● Problem requirements: Every line below is to be copied exactly, with the pictures left out.

● Data shown:
____

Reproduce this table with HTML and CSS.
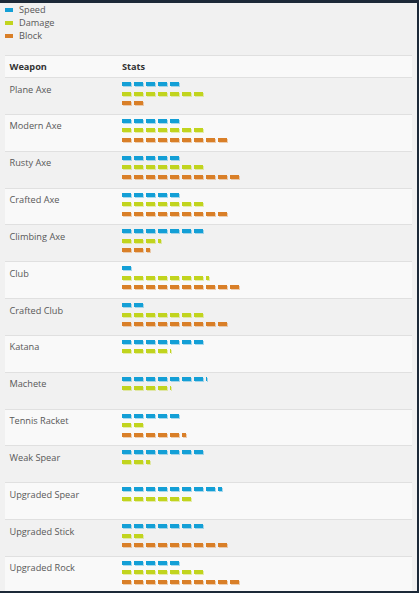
FILE: index.html
```html
<!DOCTYPE html>
<html>
<head>
<meta charset="utf-8">
<link rel="stylesheet" href="styles.css">
</head>
<body>
<div class="panel">
  <div class="legend">
    <div class="legend-item"><span class="sw blue"></span>Speed</div>
    <div class="legend-item"><span class="sw green"></span>Damage</div>
    <div class="legend-item"><span class="sw orange"></span>Block</div>
  </div>
  <div class="table">
    <div class="row head"><div class="name">Weapon</div><div class="stats-h">Stats</div></div>

    <div class="row odd"><div class="name">Plane Axe</div><div class="stats">
      <div class="bar blue"><i></i><i></i><i></i><i></i><i></i></div>
      <div class="bar green"><i></i><i></i><i></i><i></i><i></i><i></i><i></i></div>
      <div class="bar orange"><i></i><i></i></div>
    </div></div>

    <div class="row even"><div class="name">Modern Axe</div><div class="stats">
      <div class="bar blue"><i></i><i></i><i></i><i></i><i></i></div>
      <div class="bar green"><i></i><i></i><i></i><i></i><i></i><i></i><i></i></div>
      <div class="bar orange"><i></i><i></i><i></i><i></i><i></i><i></i><i></i><i></i><i></i></div>
    </div></div>

    <div class="row odd"><div class="name">Rusty Axe</div><div class="stats">
      <div class="bar blue"><i></i><i></i><i></i><i></i><i></i></div>
      <div class="bar green"><i></i><i></i><i></i><i></i><i></i><i></i><i></i></div>
      <div class="bar orange"><i></i><i></i><i></i><i></i><i></i><i></i><i></i><i></i><i></i><i></i></div>
    </div></div>

    <div class="row even"><div class="name">Crafted Axe</div><div class="stats">
      <div class="bar blue"><i></i><i></i><i></i><i></i><i></i></div>
      <div class="bar green"><i></i><i></i><i></i><i></i><i></i><i></i><i></i></div>
      <div class="bar orange"><i></i><i></i><i></i><i></i><i></i><i></i><i></i><i></i><i></i></div>
    </div></div>

    <div class="row odd"><div class="name">Climbing Axe</div><div class="stats">
      <div class="bar blue"><i></i><i></i><i></i><i></i><i></i><i></i><i></i></div>
      <div class="bar green"><i></i><i></i><i></i><i style="width:3px"></i></div>
      <div class="bar orange"><i></i><i></i><i style="width:4px"></i></div>
    </div></div>

    <div class="row even"><div class="name">Club</div><div class="stats">
      <div class="bar blue"><i></i></div>
      <div class="bar green"><i></i><i></i><i></i><i></i><i></i><i></i><i></i><i style="width:3px"></i></div>
      <div class="bar orange"><i></i><i></i><i></i><i></i><i></i><i></i><i></i><i></i><i></i><i></i></div>
    </div></div>

    <div class="row odd"><div class="name">Crafted Club</div><div class="stats">
      <div class="bar blue"><i></i><i></i></div>
      <div class="bar green"><i></i><i></i><i></i><i></i><i></i><i></i><i></i></div>
      <div class="bar orange"><i></i><i></i><i></i><i></i><i></i><i></i><i></i><i></i><i></i></div>
    </div></div>

    <div class="row even"><div class="name">Katana</div><div class="stats">
      <div class="bar blue"><i></i><i></i><i></i><i></i><i></i><i></i><i></i></div>
      <div class="bar green"><i></i><i></i><i></i><i></i><i style="width:1px"></i></div>
    </div></div>

    <div class="row odd"><div class="name">Machete</div><div class="stats">
      <div class="bar blue"><i></i><i></i><i></i><i></i><i></i><i></i><i></i><i style="width:1px"></i></div>
      <div class="bar green"><i></i><i></i><i></i><i></i><i style="width:1px"></i></div>
    </div></div>

    <div class="row even"><div class="name">Tennis Racket</div><div class="stats">
      <div class="bar blue"><i></i><i></i><i></i><i></i><i></i></div>
      <div class="bar green"><i></i><i></i></div>
      <div class="bar orange"><i></i><i></i><i></i><i></i><i></i><i style="width:4px"></i></div>
    </div></div>

    <div class="row odd"><div class="name">Weak Spear</div><div class="stats">
      <div class="bar blue"><i></i><i></i><i></i><i></i><i></i><i></i><i></i></div>
      <div class="bar green"><i></i><i></i><i style="width:4px"></i></div>
    </div></div>

    <div class="row even"><div class="name">Upgraded Spear</div><div class="stats">
      <div class="bar blue"><i></i><i></i><i></i><i></i><i></i><i></i><i></i><i></i><i style="width:4px"></i></div>
      <div class="bar green"><i></i><i></i><i></i><i></i><i></i><i></i></div>
    </div></div>

    <div class="row odd"><div class="name">Upgraded Stick</div><div class="stats">
      <div class="bar blue"><i></i><i></i><i></i><i></i><i></i><i></i><i></i></div>
      <div class="bar green"><i></i><i></i></div>
      <div class="bar orange"><i></i><i></i><i></i><i></i><i></i><i></i><i></i><i></i><i></i></div>
    </div></div>

    <div class="row even"><div class="name">Upgraded Rock</div><div class="stats">
      <div class="bar blue"><i></i><i></i><i></i><i></i><i></i></div>
      <div class="bar green"><i></i><i></i><i></i><i></i><i></i><i></i><i></i></div>
      <div class="bar orange"><i></i><i></i><i></i><i></i><i></i><i></i><i></i><i></i><i></i><i></i></div>
    </div></div>
  </div>
</div>
</body>
</html>
```

FILE: styles.css
```css
html, body {
  margin: 0;
  padding: 0;
  background: #1c2938;
  height: 593px;
  overflow: hidden;
}

.panel {
  margin-top: 3px;
  width: 417px;
  height: 588px;
  background: #f1f1f1;
  overflow: hidden;
  font-family: "Open Sans", "Liberation Sans", sans-serif;
  font-size: 9.2px;
  color: #585858;
}

.legend {
  padding-left: 5px;
  margin-bottom: 13px;
}

.legend-item {
  display: flex;
  align-items: center;
  height: 13px;
  line-height: 13px;
}

.sw {
  display: inline-block;
  width: 8px;
  height: 4px;
  margin-right: 6px;
}

.sw.blue { background: #139fd6; }
.sw.green { background: #c1d41e; }
.sw.orange { background: #d97f28; }

.table {
  margin: 0 5px;
  border-top: 1px solid #e0e0e0;
}

.row {
  display: flex;
  border-top: 1px solid #e0e0e0;
  height: 35.85px;
}

.row.head {
  border-top: none;
  height: 21px;
  background: #f9f9f9;
  align-items: center;
  font-weight: bold;
  color: #333;
}

.row.odd { background: #f1f1f1; }
.row.even { background: #f9f9f9; }

.name {
  width: 112.5px;
  padding-left: 4.5px;
  padding-top: 4.5px;
  line-height: 13px;
}

.head .name { padding-top: 0; }

.stats {
  padding-top: 4px;
  display: flex;
  flex-direction: column;
}

.bar {
  display: flex;
  gap: 3px;
  height: 9.5px;
}

.bar i {
  display: block;
  width: 9px;
  height: 4px;
}

.bar.blue i { background: #139fd6; box-shadow: 1px 1px 0 rgba(19, 159, 214, 0.35); }
.bar.green i { background: #c1d41e; box-shadow: 1px 1px 0 rgba(193, 212, 30, 0.35); }
.bar.orange i { background: #d97f28; box-shadow: 1px 1px 0 rgba(217, 127, 40, 0.35); }
```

____

● Expected output:
Reproduce this table with HTML and CSS.
FILE: index.html
```html
<!DOCTYPE html>
<html>
<head>
<meta charset="utf-8">
<link rel="stylesheet" href="styles.css">
</head>
<body>
<div class="panel">
  <div class="legend">
    <div class="legend-item"><span class="sw blue"></span>Speed</div>
    <div class="legend-item"><span class="sw green"></span>Damage</div>
    <div class="legend-item"><span class="sw orange"></span>Block</div>
  </div>
  <div class="table">
    <div class="row head"><div class="name">Weapon</div><div class="stats-h">Stats</div></div>

    <div class="row odd"><div class="name">Plane Axe</div><div class="stats">
      <div class="bar blue"><i></i><i></i><i></i><i></i><i></i></div>
      <div class="bar green"><i></i><i></i><i></i><i></i><i></i><i></i><i></i></div>
      <div class="bar orange"><i></i><i></i></div>
    </div></div>

    <div class="row even"><div class="name">Modern Axe</div><div class="stats">
      <div class="bar blue"><i></i><i></i><i></i><i></i><i></i></div>
      <div class="bar green"><i></i><i></i><i></i><i></i><i></i><i></i><i></i></div>
      <div class="bar orange"><i></i><i></i><i></i><i></i><i></i><i></i><i></i><i></i><i></i></div>
    </div></div>

    <div class="row odd"><div class="name">Rusty Axe</div><div class="stats">
      <div class="bar blue"><i></i><i></i><i></i><i></i><i></i></div>
      <div class="bar green"><i></i><i></i><i></i><i></i><i></i><i></i><i></i></div>
      <div class="bar orange"><i></i><i></i><i></i><i></i><i></i><i></i><i></i><i></i><i></i><i></i></div>
    </div></div>

    <div class="row even"><div class="name">Crafted Axe</div><div class="stats">
      <div class="bar blue"><i></i><i></i><i></i><i></i><i></i></div>
      <div class="bar green"><i></i><i></i><i></i><i></i><i></i><i></i><i></i></div>
      <div class="bar orange"><i></i><i></i><i></i><i></i><i></i><i></i><i></i><i></i><i></i></div>
    </div></div>

    <div class="row odd"><div class="name">Climbing Axe</div><div class="stats">
      <div class="bar blue"><i></i><i></i><i></i><i></i><i></i><i></i><i></i></div>
      <div class="bar green"><i></i><i></i><i></i><i style="width:3px"></i></div>
      <div class="bar orange"><i></i><i></i><i style="width:4px"></i></div>
    </div></div>

    <div class="row even"><div class="name">Club</div><div class="stats">
      <div class="bar blue"><i></i></div>
      <div class="bar green"><i></i><i></i><i></i><i></i><i></i><i></i><i></i><i style="width:3px"></i></div>
      <div class="bar orange"><i></i><i></i><i></i><i></i><i></i><i></i><i></i><i></i><i></i><i></i></div>
    </div></div>

    <div class="row odd"><div class="name">Crafted Club</div><div class="stats">
      <div class="bar blue"><i></i><i></i></div>
      <div class="bar green"><i></i><i></i><i></i><i></i><i></i><i></i><i></i></div>
      <div class="bar orange"><i></i><i></i><i></i><i></i><i></i><i></i><i></i><i></i><i></i></div>
    </div></div>

    <div class="row even"><div class="name">Katana</div><div class="stats">
      <div class="bar blue"><i></i><i></i><i></i><i></i><i></i><i></i><i></i></div>
      <div class="bar green"><i></i><i></i><i></i><i></i><i style="width:1px"></i></div>
    </div></div>

    <div class="row odd"><div class="name">Machete</div><div class="stats">
      <div class="bar blue"><i></i><i></i><i></i><i></i><i></i><i></i><i></i><i style="width:1px"></i></div>
      <div class="bar green"><i></i><i></i><i></i><i></i><i style="width:1px"></i></div>
    </div></div>

    <div class="row even"><div class="name">Tennis Racket</div><div class="stats">
      <div class="bar blue"><i></i><i></i><i></i><i></i><i></i></div>
      <div class="bar green"><i></i><i></i></div>
      <div class="bar orange"><i></i><i></i><i></i><i></i><i></i><i style="width:4px"></i></div>
    </div></div>

    <div class="row odd"><div class="name">Weak Spear</div><div class="stats">
      <div class="bar blue"><i></i><i></i><i></i><i></i><i></i><i></i><i></i></div>
      <div class="bar green"><i></i><i></i><i style="width:4px"></i></div>
    </div></div>

    <div class="row even"><div class="name">Upgraded Spear</div><div class="stats">
      <div class="bar blue"><i></i><i></i><i></i><i></i><i></i><i></i><i></i><i></i><i style="width:4px"></i></div>
      <div class="bar green"><i></i><i></i><i></i><i></i><i></i><i></i></div>
    </div></div>

    <div class="row odd"><div class="name">Upgraded Stick</div><div class="stats">
      <div class="bar blue"><i></i><i></i><i></i><i></i><i></i><i></i><i></i></div>
      <div class="bar green"><i></i><i></i></div>
      <div class="bar orange"><i></i><i></i><i></i><i></i><i></i><i></i><i></i><i></i><i></i></div>
    </div></div>

    <div class="row even"><div class="name">Upgraded Rock</div><div class="stats">
      <div class="bar blue"><i></i><i></i><i></i><i></i><i></i></div>
      <div class="bar green"><i></i><i></i><i></i><i></i><i></i><i></i><i></i></div>
      <div class="bar orange"><i></i><i></i><i></i><i></i><i></i><i></i><i></i><i></i><i></i><i></i></div>
    </div></div>
  </div>
</div>
</body>
</html>
```

FILE: styles.css
```css
html, body {
  margin: 0;
  padding: 0;
  background: #1c2938;
  height: 593px;
  overflow: hidden;
}

.panel {
  margin-top: 3px;
  width: 417px;
  height: 588px;
  background: #f1f1f1;
  overflow: hidden;
  font-family: "Open Sans", "Liberation Sans", sans-serif;
  font-size: 9.2px;
  color: #585858;
}

.legend {
  padding-left: 5px;
  margin-bottom: 13px;
}

.legend-item {
  display: flex;
  align-items: center;
  height: 13px;
  line-height: 13px;
}

.sw {
  display: inline-block;
  width: 8px;
  height: 4px;
  margin-right: 6px;
}

.sw.blue { background: #139fd6; }
.sw.green { background: #c1d41e; }
.sw.orange { background: #d97f28; }

.table {
  margin: 0 5px;
  border-top: 1px solid #e0e0e0;
}

.row {
  display: flex;
  border-top: 1px solid #e0e0e0;
  height: 35.85px;
}

.row.head {
  border-top: none;
  height: 21px;
  background: #f9f9f9;
  align-items: center;
  font-weight: bold;
  color: #333;
}

.row.odd { background: #f1f1f1; }
.row.even { background: #f9f9f9; }

.name {
  width: 112.5px;
  padding-left: 4.5px;
  padding-top: 4.5px;
  line-height: 13px;
}

.head .name { padding-top: 0; }

.stats {
  padding-top: 4px;
  display: flex;
  flex-direction: column;
}

.bar {
  display: flex;
  gap: 3px;
  height: 9.5px;
}

.bar i {
  display: block;
  width: 9px;
  height: 4px;
}

.bar.blue i { background: #139fd6; box-shadow: 1px 1px 0 rgba(19, 159, 214, 0.35); }
.bar.green i { background: #c1d41e; box-shadow: 1px 1px 0 rgba(193, 212, 30, 0.35); }
.bar.orange i { background: #d97f28; box-shadow: 1px 1px 0 rgba(217, 127, 40, 0.35); }
```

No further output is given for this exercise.